Noah Levitz: Great. Thank you. That’s all for me.

Operator: The next question comes from Josh Sullivan from Benchmark. Please go ahead.

Josh Sullivan: Hey good morning. What’s your sense of the overall aftermarket cycle at this point? The conversation around aftermarket versus OEM momentum is picking up, Boeing resolving the strike, supply chain slowly improving, but maybe not fast enough. What’s your view of the aftermarket, both from demand side, as well as supply side as you guys are exposed at this point?

Adam Cohn: Yes. I mean I continue to think the market is a little softer than others. I mean I think the market naturally is kind of on the commercial side, closer to 10% than it is kind of above 10%. And I think that because of the combination of factors, I think there’s a capacity constraint, I don’t think supply chain is really that’s fixed. And I think that there’s a — it looks like a whack-a-mole one thing gets fixed another issue pops up in the market. I feel that there’s kind of abundance of factors out there. Do we look at 2025 and even into 2026? I don’t believe you’re going to see build rates back to kind of historic levels, and you’re going to see kind of slow and steady growth in build rates for new aircraft. So I do believe we’ve got two more years of nice strong organic growth into the cycle.

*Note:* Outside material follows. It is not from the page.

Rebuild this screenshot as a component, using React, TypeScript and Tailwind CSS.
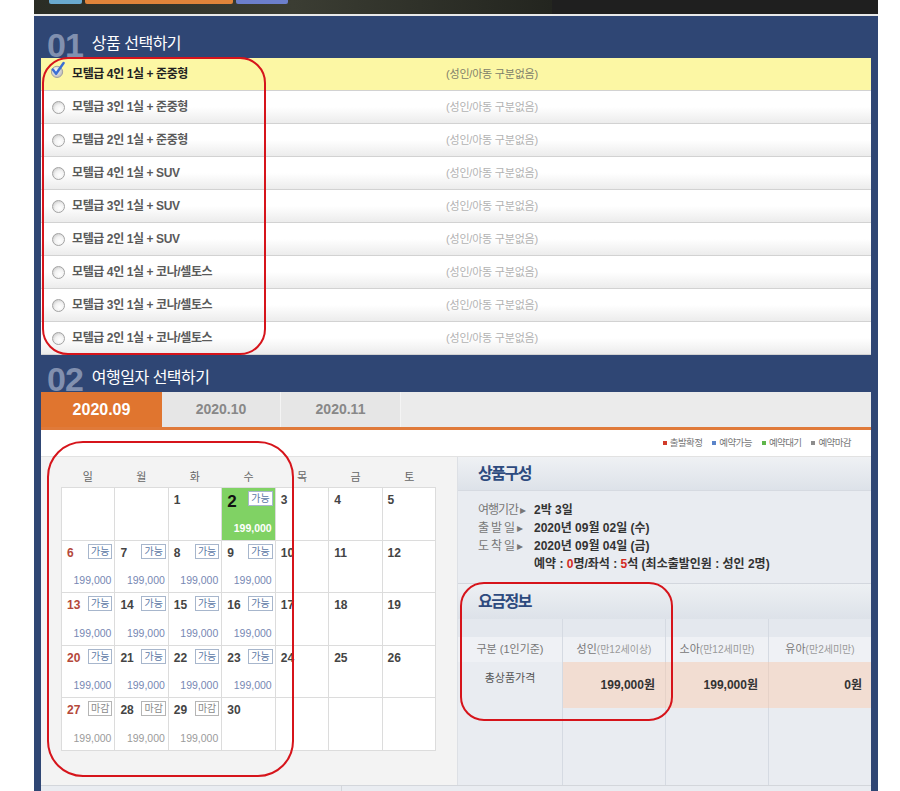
import React from "react"

const products = [
  '모텔급 4인 1실 + 준중형',
  '모텔급 3인 1실 + 준중형',
  '모텔급 2인 1실 + 준중형',
  '모텔급 4인 1실 + SUV',
  '모텔급 3인 1실 + SUV',
  '모텔급 2인 1실 + SUV',
  '모텔급 4인 1실 + 코나/셀토스',
  '모텔급 3인 1실 + 코나/셀토스',
  '모텔급 2인 1실 + 코나/셀토스',
]

const weekDays = ['일', '월', '화', '수', '목', '금', '토']

type Status = 'sel' | 'ok' | 'end' | null

function statusOf(d: number): Status {
  if (d === 2) return 'sel'
  if ((d >= 6 && d <= 9) || (d >= 13 && d <= 16) || (d >= 20 && d <= 23)) return 'ok'
  if (d >= 27 && d <= 29) return 'end'
  return null
}

// 2020년 9월: 화요일 시작
const cells: (number | null)[] = [
  null, null,
  ...Array.from({ length: 30 }, (_, i) => i + 1),
  null, null, null,
]

function Radio({ checked }: { checked?: boolean }) {
  if (checked) {
    return (
      <svg width="16" height="18" viewBox="0 0 16 18" className="-mt-[8px] -ml-[1px]">
        <defs>
          <radialGradient id="rg" cx="40%" cy="40%" r="60%">
            <stop offset="0%" stopColor="#ffffff" />
            <stop offset="100%" stopColor="#bdbdbd" />
          </radialGradient>
        </defs>
        <circle cx="7.5" cy="11" r="6" fill="url(#rg)" stroke="#9d9d9d" />
        <path d="M3 8.5 L6.5 13 L14.5 1.5" fill="none" stroke="#3b6fd4" strokeWidth="2.6" strokeLinecap="round" strokeLinejoin="round" />
      </svg>
    )
  }
  return (
    <div className="w-[13px] h-[13px] rounded-full border border-[#a3a3a3] bg-[radial-gradient(circle_at_60%_65%,#ffffff_0%,#f2f2f2_45%,#bcbcbc_100%)]" />
  )
}

function SectionHead({ num, title, h }: { num: string; title: string; h: string }) {
  return (
    <div className={`${h} flex items-end pl-[6px]`}>
      <span className="text-[34px] leading-[26px] font-bold text-[#8190af] tracking-[-1px]">{num}</span>
      <span className="ml-[9px] mb-[4px] text-[16px] leading-[20px] text-white tracking-[-0.5px]">{title}</span>
    </div>
  )
}

function DayCell({ day, col }: { day: number | null; col: number }) {
  const st = day ? statusOf(day) : null
  const sunday = col === 0
  return (
    <div
      className={`h-[52.6px] border-r border-b border-[#dcdcdc] flex flex-col ${
        st === 'sel' ? 'bg-[#80d264]' : 'bg-white'
      }`}
    >
      {day && (
        <>
          <div className="flex justify-between items-start">
            <span
              className={`pl-[5px] font-bold ${
                st === 'sel'
                  ? 'text-[17px] leading-[20px] pt-[4px] text-[#111]'
                  : `text-[12px] leading-[14px] pt-[5px] ${sunday ? 'text-[#b4483a]' : 'text-[#444]'}`
              }`}
            >
              {day}
            </span>
            {st && (
              <span
                className={`mt-[3px] mr-[2px] h-[15px] px-[2px] border bg-white text-[10px] leading-[13px] ${
                  st === 'end' ? 'border-[#b5b5b5] text-[#8a8a8a]' : 'border-[#a7b6cc] text-[#5b77a5]'
                }`}
              >
                {st === 'end' ? '마감' : '가능'}
              </span>
            )}
          </div>
          {st && (
            <div
              className={`mt-auto pr-[3px] pb-[6px] text-right text-[10.5px] leading-[12px] ${
                st === 'sel' ? 'text-white font-bold' : st === 'end' ? 'text-[#9b9b9b]' : 'text-[#7788b3]'
              }`}
            >
              199,000
            </div>
          )}
        </>
      )}
    </div>
  )
}

export default function App() {
  return (
    <div className="relative w-[900px] h-[791px] overflow-hidden bg-white font-['Liberation_Sans','Noto_Sans_CJK_KR',sans-serif]">
      <div className="ml-[34px] w-[844px]">
        {/* 상단 이미지 */}
        <div className="h-[14px] flex">
          <div className="relative w-[518px] bg-gradient-to-r from-[#2a2d25] via-[#3b3d33] to-[#23251f]">
            <div className="flex gap-[3px] pl-[15px]">
              <div className="w-[33px] h-[4px] rounded-b-[2px] bg-[#69a9cf]" />
              <div className="w-[148px] h-[4px] rounded-b-[2px] bg-[#e0843a]" />
              <div className="w-[52px] h-[4px] rounded-b-[2px] bg-[#6c7fcc]" />
            </div>
          </div>
          <div className="flex-1 bg-[#1f1f1f]" />
        </div>
        <div className="h-[2px] bg-[#e9e9e9]" />

        <div className="bg-[#2f4674] px-[7px] pb-[40px]">
          <SectionHead num="01" title="상품 선택하기" h="h-[42px]" />

          <div className="bg-white">
            {products.map((p, i) => (
              <div
                key={p}
                className={`h-[33px] flex items-center border-b border-[#d2d2d2] ${
                  i === 0 ? 'bg-[#fcf7a4]' : 'bg-gradient-to-b from-white via-white to-[#ececec]'
                }`}
              >
                <div className="w-[405px] flex items-center pl-[10px] gap-[7px]">
                  <div className="w-[14px] flex justify-center">
                    <Radio checked={i === 0} />
                  </div>
                  <span
                    className={`text-[12px] font-bold tracking-[-0.4px] ${
                      i === 0 ? 'text-[#222]' : 'text-[#5a5a5a]'
                    }`}
                  >
                    {p}
                  </span>
                </div>
                <span className={`text-[11px] tracking-[-0.2px] ${i === 0 ? 'text-[#80806a]' : 'text-[#b2b2b2]'}`}>
                  (성인/아동 구분없음)
                </span>
              </div>
            ))}
          </div>

          <SectionHead num="02" title="여행일자 선택하기" h="h-[37px]" />

          {/* 월 탭 */}
          <div className="h-[38px] flex bg-[#e6e6e6] border-b-[3px] border-[#e07a3a]">
            <div className="w-[121px] flex items-center justify-center bg-[#e0752f] text-white text-[16px] font-bold">
              2020.09
            </div>
            <div className="w-[119px] flex items-center justify-center border-r border-[#f4f4f4] text-[#888] text-[14px] font-bold">
              2020.10
            </div>
            <div className="w-[120px] flex items-center justify-center border-r border-[#f4f4f4] text-[#888] text-[14px] font-bold">
              2020.11
            </div>
            <div className="flex-1 bg-[#ebebeb]" />
          </div>

          {/* 범례 */}
          <div className="h-[27px] bg-white flex items-center justify-end pr-[20px] gap-[10px] text-[9.5px] text-[#777] tracking-[-0.6px] border-b border-[#e2e2e2]">
            <span className="flex items-center gap-[3px]"><i className="w-[4px] h-[4px] bg-[#d13b2a]" />출발확정</span>
            <span className="flex items-center gap-[3px]"><i className="w-[4px] h-[4px] bg-[#5b84c9]" />예약가능</span>
            <span className="flex items-center gap-[3px]"><i className="w-[4px] h-[4px] bg-[#5fb64a]" />예약대기</span>
            <span className="flex items-center gap-[3px]"><i className="w-[4px] h-[4px] bg-[#8d8d8d]" />예약마감</span>
          </div>

          <div className="flex h-[328px]">
            {/* 달력 */}
            <div className="w-[416px] bg-[#f3f3f3] pl-[20px]">
              <div className="w-[375px] h-[30px] grid grid-cols-7 items-end pb-[3px] text-[11px] leading-[14px] text-[#666]">
                {weekDays.map((w) => (
                  <div key={w} className="text-center">{w}</div>
                ))}
              </div>
              <div className="w-[375px] grid grid-cols-7 border-l border-t border-[#dcdcdc]">
                {cells.map((d, i) => (
                  <DayCell key={i} day={d} col={i % 7} />
                ))}
              </div>
            </div>

            {/* 상품구성 / 요금정보 */}
            <div className="flex-1 flex flex-col bg-[#e9ecf1] border-l border-[#dde0e5]">
              <div className="h-[34px] shrink-0 flex items-center pl-[20px] bg-gradient-to-b from-[#eff1f4] to-[#dde2e9] border-b border-[#d6dae1]">
                <span className="text-[16px] font-bold text-[#2d4a7e] tracking-[-1.5px]">상품구성</span>
              </div>
              <div className="h-[92px] shrink-0 pl-[20px] pt-[10px] text-[12px] leading-[18px]">
                <div className="flex">
                  <span className="w-[56px] text-[#777] tracking-[-1px]">여행기간 ▸</span>
                  <span className="font-bold text-[#333]">2박 3일</span>
                </div>
                <div className="flex">
                  <span className="w-[56px] text-[#777] tracking-[2px]">출발일▸</span>
                  <span className="font-bold text-[#333]">2020년 09월 02일 (수)</span>
                </div>
                <div className="flex">
                  <span className="w-[56px] text-[#777] tracking-[2px]">도착일▸</span>
                  <span className="font-bold text-[#333]">2020년 09월 04일 (금)</span>
                </div>
                <div className="flex">
                  <span className="w-[56px]" />
                  <span className="font-bold text-[#333]">
                    예약 : <span className="text-[#d42a1e]">0</span>명/좌석 : <span className="text-[#d42a1e]">5</span>석 (최소출발인원 : 성인 2명)
                  </span>
                </div>
              </div>
              <div className="h-[36px] shrink-0 flex items-center pl-[20px] bg-gradient-to-b from-[#edf0f3] to-[#dde2e9] border-t border-[#d3d7de]">
                <span className="text-[16px] font-bold text-[#2d4a7e] tracking-[-1.5px]">요금정보</span>
              </div>

              <div className="flex-1 flex flex-col">
                <div className="h-[18px] grid grid-cols-[105px_103px_103px_1fr] bg-[#e4e8ee]">
                  <div className="border-r border-[#d5dae2]" />
                  <div className="border-r border-[#d5dae2]" />
                  <div className="border-r border-[#d5dae2]" />
                  <div />
                </div>
                <div className="h-[25px] grid grid-cols-[105px_103px_103px_1fr] bg-[#eff1f5] text-[11px] text-[#777] items-stretch">
                  <div className="border-r border-[#d5dae2] flex items-center justify-center">구분 (1인기준)</div>
                  <div className="border-r border-[#d5dae2] flex items-center justify-center">
                    성인<span className="text-[10px] text-[#9a9a9a]">(만12세이상)</span>
                  </div>
                  <div className="border-r border-[#d5dae2] flex items-center justify-center">
                    소아<span className="text-[10px] text-[#9a9a9a]">(만12세미만)</span>
                  </div>
                  <div className="flex items-center justify-center">
                    유아<span className="text-[10px] text-[#9a9a9a]">(만2세미만)</span>
                  </div>
                </div>
                <div className="h-[46px] grid grid-cols-[105px_103px_103px_1fr] text-[12px] font-bold text-[#333]">
                  <div className="border-r border-[#d5dae2] bg-[#e9ecf1] flex justify-center pt-[8px] text-[11px] font-normal text-[#555]">
                    총상품가격
                  </div>
                  <div className="border-r border-[#e6d2c8] bg-[#f2ddd2] flex items-center justify-end pr-[10px]">199,000원</div>
                  <div className="border-r border-[#e6d2c8] bg-[#f2ddd2] flex items-center justify-end pr-[10px]">199,000원</div>
                  <div className="bg-[#f2ddd2] flex items-center justify-end pr-[9px]">0원</div>
                </div>
                <div className="flex-1 grid grid-cols-[105px_103px_103px_1fr]">
                  <div className="border-r border-[#d5dae2]" />
                  <div className="border-r border-[#d5dae2]" />
                  <div className="border-r border-[#d5dae2]" />
                  <div />
                </div>
              </div>
            </div>
          </div>

          <div className="h-[20px] flex bg-[#e9ecf1] border-t border-[#d3d6db]">
            <div className="w-[301px] border-r border-[#d3d6db]" />
          </div>
        </div>
      </div>

      {/* 빨간 표시 */}
      <div className="absolute left-[42px] top-[57px] w-[224px] h-[298px] rounded-[26px] border-2 border-[#d6141b]" />
      <div className="absolute left-[47px] top-[441px] w-[247px] h-[336px] rounded-[36px] border-2 border-[#d6141b]" />
      <div className="absolute left-[460px] top-[582px] w-[213px] h-[139px] rounded-[24px] border-2 border-[#d6141b]" />
    </div>
  )
}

Josh Sullivan: And then maybe one on the fleet segment, just the post office operating system any different now with this new ERP in place, as it relates to your business historically?

John Cuomo: This is to you, Michael.

Michael Perlman: Yeah. No, I would say from the new FMIS system our position with them is as strong as it has been. We are very much embedded within their supply chain. So it’s a matter of just working with them, working through the kinks and the processes and helping them essentially repair these legacy but also the new vehicles that are coming into the installed base. So we continue to be here to support the USPS through this transition and we see positive results in terms of the vehicle maintenance facilities that had been moved to the new ERP system and have now begun to recover. Now that we’ve passed this point in time in terms of the completion, which happened during the third quarter, we should see a nice recovery into the fourth quarter. And that should extend into the first half into 2025.

John Cuomo: Yeah. I think one thing to add, Josh, is that, it’s interesting, we were with the team last week, and I would like Europe pretty accurate in your forecast, because it seems quite complicated to me and they’re like, at this point, it’s just math. We have data on the first sites that went live and how they’re recovering. It’s the system still is not, I would say, the most efficient. So we’re not seeing — even at the sites that went live a year ago, we’re not seeing those levels, we’re not seeing kind of fleet level, what it was before the system transition happened. So it’s a slow gradual kind of increase as we get into next year. The big question is, where does it level off? Because the fleet transition kind of happened, it’s probably more like 85-ish percent of kind of where it was at the peak.

Josh Sullivan: Great. Thank you for the time.

Operator: This concludes our question-and-answer session. I would like to turn the conference back over to John Cuomo, for any closing remarks.

John Cuomo: Thank you, everybody, for making time for us today. I look forward to a strong finish to the year and speaking with you early in 2025. Have a great day.

Operator: The conference has now concluded. Thank you for attending today’s presentation. You may now disconnect.